_Information provided_:
* begin *
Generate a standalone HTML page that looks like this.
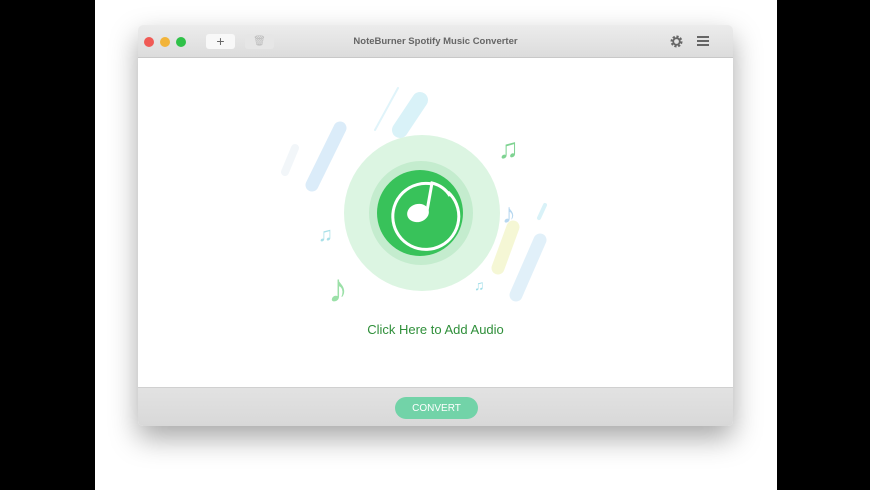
<!DOCTYPE html>
<html><head><meta charset="utf-8"><style>
body{margin:0;width:870px;height:490px;background:#000;position:relative;overflow:hidden;font-family:"Liberation Sans",sans-serif}
.bg{position:absolute;left:95px;top:0;width:682px;height:490px;background:#fff}
.win{position:absolute;left:138px;top:25px;width:595px;height:401px;background:#fff;border-radius:5px;box-shadow:0 12px 28px rgba(0,0,0,.35);overflow:hidden}
.tb{position:absolute;left:0;top:0;width:100%;height:32px;background:linear-gradient(#ececec,#dcdcdc);border-bottom:1px solid #c8c8c8}
.dot{position:absolute;top:12px;width:10px;height:10px;border-radius:50%}
.btn{position:absolute;top:9px;width:29px;height:15px;border-radius:3px;background:#f8f8f8;color:#666;font-size:14px;text-align:center;line-height:15px}
.title{position:absolute;top:0;left:0;width:100%;text-align:center;line-height:33px;font-size:9.5px;font-weight:bold;color:#666}
.bb{position:absolute;left:0;top:362px;width:100%;height:39px;background:linear-gradient(#e2e2e2,#d8d8d8);border-top:1px solid #d0d0d0}
.cv{position:absolute;left:257px;top:9px;width:83px;height:22px;border-radius:11px;background:#72d3a8;color:#fff;font-size:10px;text-align:center;line-height:24px}
</style></head><body>
<div class="bg"></div>
<div class="win">
<div class="tb">
<div class="dot" style="left:6px;background:#f05a55"></div>
<div class="dot" style="left:22px;background:#f2b43a"></div>
<div class="dot" style="left:38px;background:#2fc148"></div>
<div class="btn" style="left:68px">+</div>
<div class="btn" style="left:107px;background:#e6e6e6;color:#bbb;font-size:10px">🗑</div>
<div class="title">NoteBurner Spotify Music Converter</div>
<svg style="position:absolute;left:532px;top:10px" width="13" height="13" viewBox="0 0 13 13"><circle cx="6.5" cy="6.5" r="4.5" fill="none" stroke="#666" stroke-width="3" stroke-dasharray="2 1.5"/><circle cx="6.5" cy="6.5" r="3.3" fill="none" stroke="#666" stroke-width="1.8"/></svg>
<svg style="position:absolute;left:559px;top:11px" width="12" height="10"><rect y="0" width="12" height="2" fill="#666"/><rect y="4" width="12" height="2" fill="#666"/><rect y="8" width="12" height="2" fill="#666"/></svg>
</div>
<svg style="position:absolute;left:0;top:0" width="595" height="362">
<g transform="translate(-138,-25)">
<g stroke-linecap="round" fill="none" opacity="0.75">
<line x1="340" y1="128" x2="312" y2="185" stroke="#cfe6f7" stroke-width="13"/>
<line x1="420" y1="100" x2="400" y2="130" stroke="#cdeef6" stroke-width="16"/>
<line x1="398" y1="88" x2="375" y2="130" stroke="#d6f0f8" stroke-width="2"/>
<line x1="295" y1="148" x2="285" y2="172" stroke="#eef4f8" stroke-width="8"/>
<line x1="513" y1="227" x2="498" y2="268" stroke="#f2f5c8" stroke-width="13"/>
<line x1="540" y1="240" x2="516" y2="295" stroke="#d8ecf8" stroke-width="13"/>
<line x1="545" y1="205" x2="539" y2="218" stroke="#cdeef6" stroke-width="4"/>
</g>
<circle cx="422" cy="213" r="78" fill="#dcf5e2"/>
<circle cx="421" cy="213" r="52" fill="#c4ecce"/>
<circle cx="420" cy="213" r="43" fill="#38c25a"/>
<path d="M448 192 A33 33 0 1 1 432 184" fill="none" stroke="#fff" stroke-width="3"/>
<ellipse cx="418" cy="213" rx="11" ry="9" fill="#fff" transform="rotate(-15 418 213)"/>
<path d="M427 211 L432 183 Q444 186 450 196" fill="none" stroke="#fff" stroke-width="3"/>
<text x="498" y="158" font-size="28" fill="#7fd392">♫</text>
<text x="328" y="302" font-size="40" fill="#9be0a8">♪</text>
<text x="318" y="241" font-size="20" fill="#a8e0e8">♫</text>
<text x="502" y="223" font-size="28" fill="#b8d8f0">♪</text>
<text x="474" y="290" font-size="14" fill="#9fdde8">♫</text>
</g>
</svg>
<div style="position:absolute;left:0;top:297px;width:595px;text-align:center;font-size:13px;color:#2f8f3a">Click Here to Add Audio</div>
<div class="bb"><div class="cv">CONVERT</div></div>
</div>
</body></html>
* end *
Leave out the pictures and give the listing above again exactly.

Generate a standalone HTML page that looks like this.
<!DOCTYPE html>
<html><head><meta charset="utf-8"><style>
body{margin:0;width:870px;height:490px;background:#000;position:relative;overflow:hidden;font-family:"Liberation Sans",sans-serif}
.bg{position:absolute;left:95px;top:0;width:682px;height:490px;background:#fff}
.win{position:absolute;left:138px;top:25px;width:595px;height:401px;background:#fff;border-radius:5px;box-shadow:0 12px 28px rgba(0,0,0,.35);overflow:hidden}
.tb{position:absolute;left:0;top:0;width:100%;height:32px;background:linear-gradient(#ececec,#dcdcdc);border-bottom:1px solid #c8c8c8}
.dot{position:absolute;top:12px;width:10px;height:10px;border-radius:50%}
.btn{position:absolute;top:9px;width:29px;height:15px;border-radius:3px;background:#f8f8f8;color:#666;font-size:14px;text-align:center;line-height:15px}
.title{position:absolute;top:0;left:0;width:100%;text-align:center;line-height:33px;font-size:9.5px;font-weight:bold;color:#666}
.bb{position:absolute;left:0;top:362px;width:100%;height:39px;background:linear-gradient(#e2e2e2,#d8d8d8);border-top:1px solid #d0d0d0}
.cv{position:absolute;left:257px;top:9px;width:83px;height:22px;border-radius:11px;background:#72d3a8;color:#fff;font-size:10px;text-align:center;line-height:24px}
</style></head><body>
<div class="bg"></div>
<div class="win">
<div class="tb">
<div class="dot" style="left:6px;background:#f05a55"></div>
<div class="dot" style="left:22px;background:#f2b43a"></div>
<div class="dot" style="left:38px;background:#2fc148"></div>
<div class="btn" style="left:68px">+</div>
<div class="btn" style="left:107px;background:#e6e6e6;color:#bbb;font-size:10px">🗑</div>
<div class="title">NoteBurner Spotify Music Converter</div>
<svg style="position:absolute;left:532px;top:10px" width="13" height="13" viewBox="0 0 13 13"><circle cx="6.5" cy="6.5" r="4.5" fill="none" stroke="#666" stroke-width="3" stroke-dasharray="2 1.5"/><circle cx="6.5" cy="6.5" r="3.3" fill="none" stroke="#666" stroke-width="1.8"/></svg>
<svg style="position:absolute;left:559px;top:11px" width="12" height="10"><rect y="0" width="12" height="2" fill="#666"/><rect y="4" width="12" height="2" fill="#666"/><rect y="8" width="12" height="2" fill="#666"/></svg>
</div>
<svg style="position:absolute;left:0;top:0" width="595" height="362">
<g transform="translate(-138,-25)">
<g stroke-linecap="round" fill="none" opacity="0.75">
<line x1="340" y1="128" x2="312" y2="185" stroke="#cfe6f7" stroke-width="13"/>
<line x1="420" y1="100" x2="400" y2="130" stroke="#cdeef6" stroke-width="16"/>
<line x1="398" y1="88" x2="375" y2="130" stroke="#d6f0f8" stroke-width="2"/>
<line x1="295" y1="148" x2="285" y2="172" stroke="#eef4f8" stroke-width="8"/>
<line x1="513" y1="227" x2="498" y2="268" stroke="#f2f5c8" stroke-width="13"/>
<line x1="540" y1="240" x2="516" y2="295" stroke="#d8ecf8" stroke-width="13"/>
<line x1="545" y1="205" x2="539" y2="218" stroke="#cdeef6" stroke-width="4"/>
</g>
<circle cx="422" cy="213" r="78" fill="#dcf5e2"/>
<circle cx="421" cy="213" r="52" fill="#c4ecce"/>
<circle cx="420" cy="213" r="43" fill="#38c25a"/>
<path d="M448 192 A33 33 0 1 1 432 184" fill="none" stroke="#fff" stroke-width="3"/>
<ellipse cx="418" cy="213" rx="11" ry="9" fill="#fff" transform="rotate(-15 418 213)"/>
<path d="M427 211 L432 183 Q444 186 450 196" fill="none" stroke="#fff" stroke-width="3"/>
<text x="498" y="158" font-size="28" fill="#7fd392">♫</text>
<text x="328" y="302" font-size="40" fill="#9be0a8">♪</text>
<text x="318" y="241" font-size="20" fill="#a8e0e8">♫</text>
<text x="502" y="223" font-size="28" fill="#b8d8f0">♪</text>
<text x="474" y="290" font-size="14" fill="#9fdde8">♫</text>
</g>
</svg>
<div style="position:absolute;left:0;top:297px;width:595px;text-align:center;font-size:13px;color:#2f8f3a">Click Here to Add Audio</div>
<div class="bb"><div class="cv">CONVERT</div></div>
</div>
</body></html>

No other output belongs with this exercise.